EXERCISE DIRECTIONS: Scan the lines below for the word "this". Copy each line you find it in.

RECORDED DATA:
_____

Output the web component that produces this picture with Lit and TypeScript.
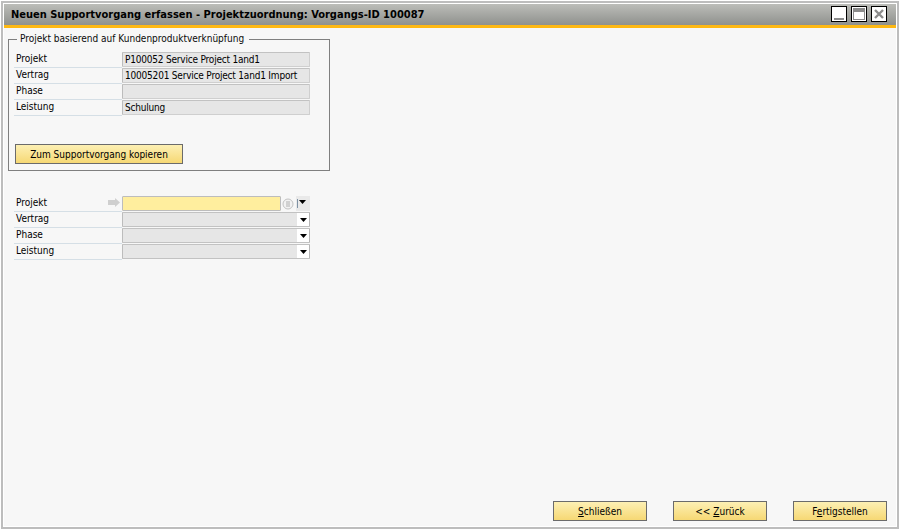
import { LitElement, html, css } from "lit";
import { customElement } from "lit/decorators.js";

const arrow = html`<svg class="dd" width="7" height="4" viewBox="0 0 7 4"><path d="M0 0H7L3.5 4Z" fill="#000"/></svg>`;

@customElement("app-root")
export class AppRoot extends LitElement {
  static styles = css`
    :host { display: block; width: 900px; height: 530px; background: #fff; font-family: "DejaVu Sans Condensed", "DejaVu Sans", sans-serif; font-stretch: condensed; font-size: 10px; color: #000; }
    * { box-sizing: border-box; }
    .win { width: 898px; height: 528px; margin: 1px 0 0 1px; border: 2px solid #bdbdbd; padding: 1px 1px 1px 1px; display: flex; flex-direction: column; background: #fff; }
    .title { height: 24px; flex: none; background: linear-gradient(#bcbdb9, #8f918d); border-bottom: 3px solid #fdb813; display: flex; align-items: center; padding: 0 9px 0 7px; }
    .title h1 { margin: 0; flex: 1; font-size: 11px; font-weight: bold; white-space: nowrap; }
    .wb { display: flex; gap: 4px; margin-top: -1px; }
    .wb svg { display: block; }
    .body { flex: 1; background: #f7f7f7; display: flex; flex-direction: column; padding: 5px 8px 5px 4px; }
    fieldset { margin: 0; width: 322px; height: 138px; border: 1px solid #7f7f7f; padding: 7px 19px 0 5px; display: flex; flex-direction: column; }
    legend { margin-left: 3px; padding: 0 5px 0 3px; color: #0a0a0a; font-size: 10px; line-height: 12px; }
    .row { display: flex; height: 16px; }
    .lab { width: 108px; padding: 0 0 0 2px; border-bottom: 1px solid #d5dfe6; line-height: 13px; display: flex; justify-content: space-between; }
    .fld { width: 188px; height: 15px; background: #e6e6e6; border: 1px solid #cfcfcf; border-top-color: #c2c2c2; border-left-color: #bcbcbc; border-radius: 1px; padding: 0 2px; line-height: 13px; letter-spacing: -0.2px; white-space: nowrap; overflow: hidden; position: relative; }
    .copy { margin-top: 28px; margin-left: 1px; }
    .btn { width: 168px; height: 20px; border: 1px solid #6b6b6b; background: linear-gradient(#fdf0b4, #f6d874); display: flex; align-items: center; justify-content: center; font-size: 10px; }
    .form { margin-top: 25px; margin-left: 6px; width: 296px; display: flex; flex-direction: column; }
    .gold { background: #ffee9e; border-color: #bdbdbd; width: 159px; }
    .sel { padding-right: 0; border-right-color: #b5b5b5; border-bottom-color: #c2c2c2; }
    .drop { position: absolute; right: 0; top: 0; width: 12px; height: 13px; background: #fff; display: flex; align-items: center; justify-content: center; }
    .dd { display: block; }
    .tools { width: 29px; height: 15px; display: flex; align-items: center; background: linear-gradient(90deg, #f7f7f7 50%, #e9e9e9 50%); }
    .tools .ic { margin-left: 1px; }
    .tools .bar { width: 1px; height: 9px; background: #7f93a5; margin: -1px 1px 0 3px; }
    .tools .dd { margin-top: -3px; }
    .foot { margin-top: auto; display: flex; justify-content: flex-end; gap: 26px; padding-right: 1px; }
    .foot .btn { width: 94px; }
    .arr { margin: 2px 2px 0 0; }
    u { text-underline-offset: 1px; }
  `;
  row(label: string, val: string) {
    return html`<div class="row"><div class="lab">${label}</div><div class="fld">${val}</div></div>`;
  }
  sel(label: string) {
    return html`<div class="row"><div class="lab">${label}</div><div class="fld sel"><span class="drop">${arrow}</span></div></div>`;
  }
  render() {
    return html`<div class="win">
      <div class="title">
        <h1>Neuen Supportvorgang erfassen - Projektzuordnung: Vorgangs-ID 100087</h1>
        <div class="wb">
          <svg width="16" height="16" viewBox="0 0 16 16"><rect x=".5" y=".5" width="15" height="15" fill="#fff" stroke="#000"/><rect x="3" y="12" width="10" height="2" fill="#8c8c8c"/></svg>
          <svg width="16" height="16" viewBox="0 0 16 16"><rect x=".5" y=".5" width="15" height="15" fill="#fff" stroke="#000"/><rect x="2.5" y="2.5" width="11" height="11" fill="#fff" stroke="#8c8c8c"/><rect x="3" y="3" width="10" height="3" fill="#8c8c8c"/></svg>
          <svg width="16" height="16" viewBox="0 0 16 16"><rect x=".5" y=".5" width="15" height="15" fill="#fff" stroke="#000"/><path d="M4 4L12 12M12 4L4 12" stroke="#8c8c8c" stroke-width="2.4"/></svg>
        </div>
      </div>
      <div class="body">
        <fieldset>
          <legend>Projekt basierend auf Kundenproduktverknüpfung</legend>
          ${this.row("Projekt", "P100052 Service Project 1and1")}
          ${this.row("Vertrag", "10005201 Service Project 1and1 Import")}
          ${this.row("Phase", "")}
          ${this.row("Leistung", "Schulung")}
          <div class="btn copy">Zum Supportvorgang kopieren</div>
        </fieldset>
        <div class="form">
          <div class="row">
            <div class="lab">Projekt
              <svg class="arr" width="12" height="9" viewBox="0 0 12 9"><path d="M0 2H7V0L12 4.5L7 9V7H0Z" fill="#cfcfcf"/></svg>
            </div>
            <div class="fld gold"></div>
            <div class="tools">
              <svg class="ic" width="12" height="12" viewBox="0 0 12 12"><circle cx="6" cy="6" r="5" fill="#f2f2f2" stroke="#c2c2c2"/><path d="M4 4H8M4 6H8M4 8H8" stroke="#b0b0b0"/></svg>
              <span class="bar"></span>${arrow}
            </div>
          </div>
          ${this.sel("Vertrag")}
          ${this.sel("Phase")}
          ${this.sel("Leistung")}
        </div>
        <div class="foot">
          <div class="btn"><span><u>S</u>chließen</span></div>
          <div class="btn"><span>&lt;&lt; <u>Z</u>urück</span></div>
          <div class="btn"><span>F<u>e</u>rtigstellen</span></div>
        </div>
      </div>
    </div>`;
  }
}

_____

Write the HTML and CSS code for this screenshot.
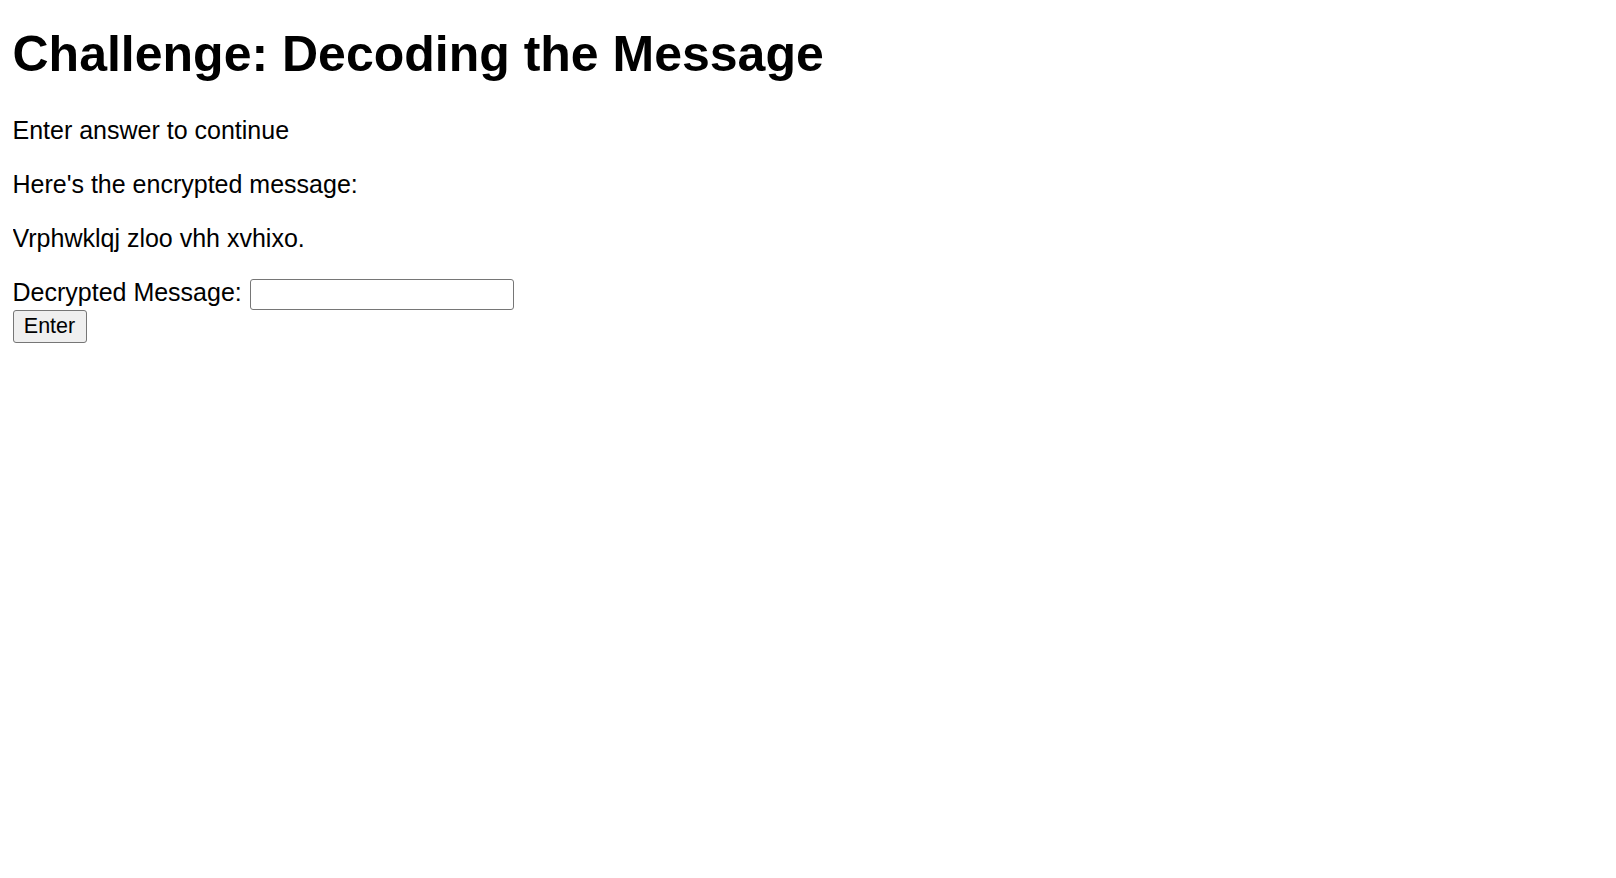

_____

WRITTEN RESPONSE:
Output the web component that produces this picture with Lit and TypeScript.
          ${this.row("Projekt", "P100052 Service Project 1and1")}
          ${this.row("Vertrag", "10005201 Service Project 1and1 Import")}
          ${this.row("Phase", "")}
          ${this.row("Leistung", "Schulung")}
          ${this.sel("Vertrag")}
          ${this.sel("Phase")}
          ${this.sel("Leistung")}
Write the HTML and CSS code for this screenshot.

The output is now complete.